Может ли, однако, философия, отправной точкой которой является сознание, иметь много общего с существованием? Ведь само по себе сознание индифферентно к жизни. Жизнь знает лишь категории удовольствия и неудовольствия. Мир существует для нас лишь как возможность боли или наслаждения. Сознание, не являющееся сознанием боли или наслаждения, не имеет для нас значения. Я осознаю существование этого дерева — и что дальше? Мне от этого ни тепло, ни холодно. Даже будучи осознанным, бытие еще не бытие, пока я его не прочувствую.

Важно как раз прочувствованное, а не осознанное бытие. А потому сознание должно быть сознанием чувствительности, а не непосредственным осознанием бытия.
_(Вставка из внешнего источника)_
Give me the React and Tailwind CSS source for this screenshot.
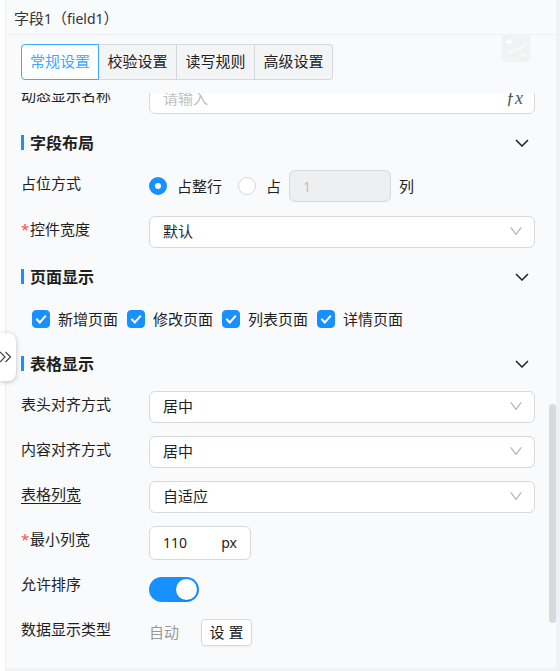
import { useState } from 'react';

const TABS = ['常规设置', '校验设置', '读写规则', '高级设置'];
const PAGES = ['新增页面', '修改页面', '列表页面', '详情页面'];

function SectionArrow() {
  return (
    <svg className="w-[14px] h-2 stroke-[1.5]" viewBox="0 0 14 8" fill="none" stroke="currentColor" aria-hidden="true">
      <path d="M1 1l6 6 6-6" />
    </svg>
  );
}

function SelectArrow() {
  return (
    <svg
      className="absolute right-[13px] top-[11px] w-3 h-2 text-[#b4b4b4] pointer-events-none"
      viewBox="0 0 12 8"
      fill="none"
      stroke="currentColor"
      strokeWidth="1.2"
      aria-hidden="true"
    >
      <path d="M0.7 0.4l5.300 7 5.300-7" />
    </svg>
  );
}

function Section({ title, gap, children }) {
  const [open, setOpen] = useState(true);

  return (
    <section>
      <div className="h-14 flex items-center justify-between pt-px pr-[6px]">
        <h2 className="flex items-center gap-[6px] text-base leading-6 font-bold">
          <span className="w-[3px] h-[15px] bg-[#1890ff]" />
          {title}
        </h2>
        <button type="button" aria-label={title} aria-expanded={open} onClick={() => setOpen(!open)}>
          <SectionArrow />
        </button>
      </div>
      {open && <div className={`flex flex-col ${gap}`}>{children}</div>}
    </section>
  );
}

function Row({ label, htmlFor, required, underline, children }) {
  return (
    <div className="flex items-start h-8">
      <label htmlFor={htmlFor} className="w-32 shrink-0 leading-[26px] whitespace-nowrap">
        {required && <span className="inline-block w-[9px] text-[#ff4d4f]">*</span>}
        <span
          className={
            underline ? 'underline decoration-1 underline-offset-[3px] [text-decoration-skip-ink:none]' : ''
          }
        >
          {label}
        </span>
      </label>
      {children}
    </div>
  );
}

function SelectField({ id, options }) {
  return (
    <div className="relative flex-1">
      <select
        id={id}
        className="block w-full h-8 pl-[13px] pr-9 pb-[2px] appearance-none rounded-md border border-[#d9d9d9] bg-white outline-none"
      >
        {options.map((option) => (
          <option key={option}>{option}</option>
        ))}
      </select>
      <SelectArrow />
    </div>
  );
}

function CheckItem({ label }) {
  return (
    <label className="flex items-center gap-2 whitespace-nowrap">
      <span className="relative size-[18px]">
        <input
          type="checkbox"
          defaultChecked
          className="peer block size-[18px] appearance-none rounded border border-[#d9d9d9] bg-white checked:border-[#1890ff] checked:bg-[#1890ff]"
        />
        <svg
          className="absolute inset-0 size-[18px] hidden peer-checked:block pointer-events-none"
          viewBox="0 0 18 18"
          fill="none"
          stroke="white"
          strokeWidth="2"
        >
          <path d="M4.3 8.8l3.5 3.7 6-6.8" />
        </svg>
      </span>
      {label}
    </label>
  );
}

const RADIO =
  'size-[18px] shrink-0 appearance-none rounded-full border border-[#d9d9d9] bg-white checked:border-[6px] checked:border-[#1890ff]';

function App() {
  const [tab, setTab] = useState(TABS[0]);
  const [span, setSpan] = useState('row');
  const [sortable, setSortable] = useState(true);

  return (
    <div className="relative min-h-screen pl-[5px] pr-1 pb-[3px] bg-[linear-gradient(to_right,#fff_5px,#f0f2f6_5px)] text-[15px] text-[#1f1f1f] font-['Noto_Sans','Noto_Sans_CJK_SC',sans-serif]">
      <div className="relative border-l border-[#eceef1] bg-[#f9fafc]">
        {/* Title */}
        <header className="h-[35px] ml-px pl-[7px] pt-[2px] flex items-center border-b border-[#eeeff2] text-[#333]">
          <h1>
            字段<span className="text-sm">1</span>（<span className="text-sm">field1</span>）
          </h1>
        </header>

        {/* Assistant shortcut */}
        <button
          type="button"
          aria-label="AI"
          className="absolute top-[34px] right-[26px] size-7 rounded bg-[#f1f2f3]"
        >
          <svg viewBox="0 0 28 28" className="size-7" fill="none">
            <path
              d="M5 21.500C7.500 15 12 15 16 14C20.500 13 23 10 24.500 6C24 13 20.500 16 16 16.500C11 17 8 17.500 5 21.500Z"
              fill="#f4fcf7"
              stroke="#f4fcf7"
              strokeWidth="0.5"
            />
            <path d="M7 3.500l1.400 3.100L11.500 8l-3.100 1.400L7 12.500 5.600 9.400 2.500 8l3.100-1.400z" fill="#fcfdfe" />
            <path d="M21 16.500l1.400 3.100 3.100 1.400-3.100 1.400L21 25.500l-1.400-3.100-3.100-1.400 3.100-1.400z" fill="#f1fcf5" />
          </svg>
        </button>

        {/* Tabs */}
        <div className="flex pl-[15px] pt-[9px] pb-[13px]" role="tablist">
          {TABS.map((name) => (
            <button
              key={name}
              type="button"
              role="tab"
              aria-selected={tab === name}
              onClick={() => setTab(name)}
              className={`w-[78px] h-9 pb-[2px] border-y border-r whitespace-nowrap first:border-l first:rounded-l last:rounded-r ${
                tab === name ? 'border-[#40a9ff] bg-white text-[#40a9ff]' : 'border-[#d5d7da] bg-[#f3f4f6]'
              }`}
            >
              {name}
            </button>
          ))}
        </div>

        {/* Settings form */}
        <form className="overflow-hidden pl-[15px] pr-[21px] pb-5" onSubmit={(e) => e.preventDefault()}>
          <div className="-mt-[11px]">
            <Row label="动态显示名称" htmlFor="display-name">
              <div className="relative flex-1">
                <input
                  id="display-name"
                  placeholder="请输入"
                  className="block w-full h-8 pl-[13px] pr-9 rounded-md border border-[#d9d9d9] bg-white outline-none placeholder:text-[#bfbfbf]"
                />
                <span className="absolute right-3 top-1 leading-6 text-lg italic text-[#555] font-['Liberation_Serif',serif]">
                  ƒx
                </span>
              </div>
            </Row>
          </div>

          <Section title="字段布局" gap="gap-[14px]">
            <Row label="占位方式">
              <div className="flex items-center h-8">
                <label className="flex items-center gap-[10px] mr-4">
                  <input
                    type="radio"
                    name="span"
                    className={RADIO}
                    checked={span === 'row'}
                    onChange={() => setSpan('row')}
                  />
                  占整行
                </label>
                <label className="flex items-center gap-[10px] mr-2">
                  <input
                    type="radio"
                    name="span"
                    className={RADIO}
                    checked={span === 'cols'}
                    onChange={() => setSpan('cols')}
                  />
                  占
                </label>
                <label className="flex items-center gap-2">
                  <input
                    defaultValue="1"
                    disabled={span === 'row'}
                    className="w-[102px] h-8 px-[13px] rounded-md border border-[#d9d9d9] bg-white text-sm disabled:bg-[#eeeff1] disabled:text-[#bfbfbf]"
                  />
                  列
                </label>
              </div>
            </Row>
            <Row label="控件宽度" htmlFor="control-width" required>
              <SelectField id="control-width" options={['默认']} />
            </Row>
          </Section>

          <Section title="页面显示" gap="">
            <div className="flex items-center gap-[9px] h-[31px] pb-px pl-[11px]">
              {PAGES.map((page) => (
                <CheckItem key={page} label={page} />
              ))}
            </div>
          </Section>

          <Section title="表格显示" gap="gap-[13px]">
            <Row label="表头对齐方式" htmlFor="head-align">
              <SelectField id="head-align" options={['居中']} />
            </Row>
            <Row label="内容对齐方式" htmlFor="body-align">
              <SelectField id="body-align" options={['居中']} />
            </Row>
            <Row label="表格列宽" htmlFor="column-width" underline>
              <SelectField id="column-width" options={['自适应']} />
            </Row>
            <Row label="最小列宽" htmlFor="min-width" required>
              <div className="flex items-center w-[102px] h-[34px] px-[13px] rounded-md border border-[#d9d9d9] bg-white text-sm">
                <input id="min-width" defaultValue="110" className="flex-1 min-w-0 bg-transparent outline-none" />
                <span>px</span>
              </div>
            </Row>
            <Row label="允许排序" htmlFor="sortable">
              <div className="flex items-center h-9">
                <button
                  id="sortable"
                  type="button"
                  role="switch"
                  aria-checked={sortable}
                  onClick={() => setSortable(!sortable)}
                  className={`flex w-[50px] h-[25px] p-[2px] rounded-full ${
                    sortable ? 'justify-end bg-[#1890ff]' : 'justify-start bg-[#bfbfbf]'
                  }`}
                >
                  <span className="size-[21px] rounded-full bg-white shadow-sm" />
                </button>
              </div>
            </Row>
            <Row label="数据显示类型" htmlFor="display-type">
              <div className="flex items-center h-8 gap-[22px]">
                <span className="text-[#999]">自动</span>
                <button
                  id="display-type"
                  type="button"
                  className="w-[51px] h-[27px] rounded border border-[#d9d9d9] bg-white leading-none shadow-xs"
                >
                  设 置
                </button>
              </div>
            </Row>
          </Section>
        </form>

        {/* Scrollbar thumb */}
        <div className="absolute right-0 bottom-[45px] w-[7px] h-[219px] rounded-full bg-[#d6d9e0]" />
      </div>

      {/* Collapse handle */}
      <button
        type="button"
        aria-label="收起"
        className="absolute left-0 top-1/2 -translate-y-[3px] w-4 h-12 flex items-center rounded-r-lg bg-white shadow-[0_1px_5px_rgba(0,0,0,0.25)]"
      >
        <svg className="w-3 h-3" viewBox="0 0 12 12" fill="none" stroke="#444" strokeWidth="1.2">
          <path d="M0 1l5 5-5 5M5.500 1l5 5-5 5" />
        </svg>
      </button>
    </div>
  );
}

export default App;
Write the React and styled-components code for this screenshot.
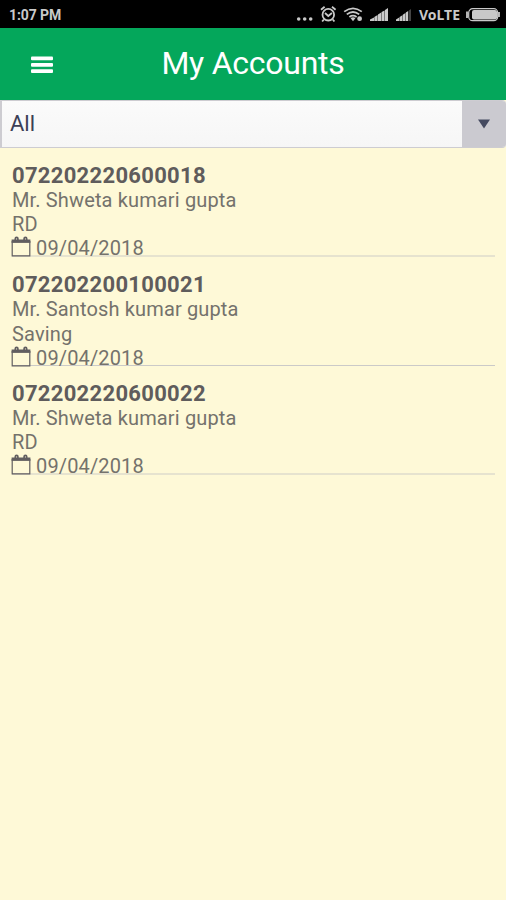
import React from "react";
import styled, { createGlobalStyle } from "styled-components";

const GlobalStyle = createGlobalStyle`
  * { box-sizing: border-box; }
  body { margin: 0; background: #fef9d7; font-family: Roboto, "Noto Sans", sans-serif; }
`;

const Screen = styled.div`
  display: flex;
  flex-direction: column;
  height: 900px;
  overflow: hidden;
  background: #fef9d7;
`;

const StatusBar = styled.div`
  display: flex;
  justify-content: space-between;
  height: 28px;
  padding: 0 6px 0 9px;
  background: #000;
  color: #c9c9c9;
`;

const Clock = styled.span`
  font-size: 14px;
  font-weight: 700;
  line-height: 30px;
  letter-spacing: -0.1px;
`;

const StatusIcons = styled.svg`
  display: block;
  width: 204px;
  height: 28px;
  fill: #c9c9c9;
`;

const Header = styled.header`
  display: grid;
  grid-template-columns: 83px 1fr 83px;
  align-items: center;
  height: 72px;
  background: #04a75b;
  color: #fff;
`;

const MenuButton = styled.button`
  display: flex;
  padding: 1px 0 0 31px;
  border: 0;
  background: none;
`;

const Title = styled.h1`
  margin: 0 0 2px;
  font-size: 32px;
  font-weight: 400;
  line-height: 40px;
  letter-spacing: -0.25px;
  text-align: center;
  white-space: nowrap;
`;

const Select = styled.div`
  display: flex;
  height: 48px;
  border: solid #cdccd1;
  border-width: 1px 0 1px 2px;
  border-radius: 0 4px 4px 0;
  background: linear-gradient(#fbfbfb, #f6f6f6);
  overflow: hidden;
`;

const SelectValue = styled.span`
  flex: 1;
  padding-left: 8px;
  font-size: 22px;
  line-height: 45px;
  color: #3c3f56;
`;

const SelectArrow = styled.span`
  display: flex;
  align-items: center;
  justify-content: center;
  width: 44px;
  background: #cbcad0;
`;

const AccountList = styled.ul`
  margin: 0;
  padding: 0 11px 0 12px;
  list-style: none;
`;

const AccountRow = styled.li`
  height: 109px;
  padding-top: 15px;
  border-bottom: ${({ $soft }) => ($soft ? "2px solid #e6e3cf" : "1px solid #cbcac8")};
  color: #74726c;
`;

const AccountNumber = styled.div`
  height: 25px;
  font-size: 22px;
  font-weight: 700;
  line-height: 26px;
  letter-spacing: 0.3px;
  color: #5f5c5c;
`;

const AccountLine = styled.div`
  display: flex;
  height: 24px;
  font-size: 20px;
  line-height: 24px;
  letter-spacing: 0.14px;
  white-space: nowrap;
`;

const AccountType = styled(AccountLine)`
  height: ${({ $tall }) => ($tall ? 25 : 24)}px;
  line-height: ${({ $tall }) => ($tall ? 26 : 24)}px;
`;

const CalendarIcon = styled.svg`
  flex: none;
  width: 20px;
  height: 21px;
  margin: 0 5px 0 -1px;
`;

const accounts = [
  { number: "072202220600018", name: "Mr. Shweta kumari gupta", type: "RD", date: "09/04/2018" },
  { number: "072202200100021", name: "Mr. Santosh kumar gupta", type: "Saving", date: "09/04/2018" },
  { number: "072202220600022", name: "Mr. Shweta kumari gupta", type: "RD", date: "09/04/2018" },
];

function StatusGlyphs() {
  return (
    <StatusIcons viewBox="296 0 204 28">
      <circle cx="298.7" cy="19" r="1.8" />
      <circle cx="304.7" cy="19" r="1.8" />
      <circle cx="310.7" cy="19" r="1.8" />
      <g fill="none" stroke="#c9c9c9" strokeWidth="1.8">
        <circle cx="328.3" cy="14.7" r="5.8" />
        <path d="M321 9.8l3.6-3M335.6 9.8l-3.6-3M325 13l3.3 3 3.6-3M323.8 19.5l-1.6 2M332.8 19.5l1.6 2" />
        <path d="M344.2 11.6q8.8-6.6 17.6 0M346.8 14.4q6.2-4.8 12.4 0M349.4 17q3.6-2.6 7.2 0" />
      </g>
      <path d="M350.5 18q2.5-1.5 5 0l-2.5 3.2z" />
      <circle cx="359.6" cy="18.7" r="2.4" />
      <path d="M370 21v-1.5l4-2V21zM374.3 21v-4l3.3-2v6zM378 21v-6.5l3.2-2V21zM381.6 21v-9l3-1.6V21zM385 21V10l3-2v13z" />
      <path d="M396 21v-1.5l3.2-2V21zM399.6 21v-4l2.8-1.8V21zM402.8 21v-6.2l2.6-1.7V21zM405.8 21v-8.4l2.4-1.5V21z" />
      <path d="M408.8 21V10.6l2.2-1.6v12z" fill="#444" />
      <text x="419" y="19.5" fontFamily="Noto Sans, sans-serif" fontSize="13.5" fontWeight="700" textLength="41" lengthAdjust="spacingAndGlyphs">VoLTE</text>
      <rect x="468.7" y="8.7" width="29" height="12" rx="4" fill="none" stroke="#c9c9c9" strokeWidth="1.2" />
      <path d="M467 11.5v6.5" stroke="#c9c9c9" strokeWidth="1.8" />
      <rect x="472" y="10" width="25" height="9.5" rx="2" />
      <path d="M499 12v5" stroke="#c9c9c9" strokeWidth="1.8" />
    </StatusIcons>
  );
}

function Calendar() {
  return (
    <CalendarIcon viewBox="0 0 20 21" fill="none" stroke="#615e60">
      <path d="M1.2 5v14.8h17.6V5" strokeWidth="1.2" />
      <path d="M.6 5.2h18.8" strokeWidth="3.4" />
      <path d="M4.3 5V2.8q0-1.4 1.3-1.4t1.3 1.4V5M13.1 5V2.8q0-1.4 1.3-1.4t1.3 1.4V5" strokeWidth="1.7" />
    </CalendarIcon>
  );
}

export default function App() {
  return (
    <Screen>
      <GlobalStyle />
      <StatusBar>
        <Clock>1:07 PM</Clock>
        <StatusGlyphs />
      </StatusBar>
      <Header>
        <MenuButton aria-label="Menu">
          <svg width="22" height="18" fill="#fff">
            <rect y="0.5" width="22" height="3.8" rx="1" />
            <rect y="7" width="22" height="3.8" rx="1" />
            <rect y="13.3" width="22" height="3.8" rx="1" />
          </svg>
        </MenuButton>
        <Title>My Accounts</Title>
      </Header>
      <Select>
        <SelectValue>All</SelectValue>
        <SelectArrow>
          <svg width="12" height="10" fill="#454a60"><path d="M0 .5h12L6 9.5z" /></svg>
        </SelectArrow>
      </Select>
      <AccountList>
        {accounts.map((account, index) => (
          <AccountRow key={account.number} $soft={index % 2 === 0}>
            <AccountNumber>{account.number}</AccountNumber>
            <AccountLine>{account.name}</AccountLine>
            <AccountType $tall={account.type === "Saving"}>{account.type}</AccountType>
            <AccountLine><Calendar />{account.date}</AccountLine>
          </AccountRow>
        ))}
      </AccountList>
    </Screen>
  );
}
Но неприятное ощущение (равно как и приятное) по сути своей противоречит понятию свободы. Сказать, что у нас остается принципиальная возможность свободы по отношению к страданию (свободы, связанной с целеполаганием, определяющим нашу систему ценностей, даже если это всего лишь «ситуационная» свобода) — значит перечеркнуть смысл этого слова. Страдание — это то, чего я не хочу, то, что я вынужден «выстрадать», основное здесь — принуждение, то есть отсутствие свободы. Трудно найти нечто более противоположное, чем страдание и свобода.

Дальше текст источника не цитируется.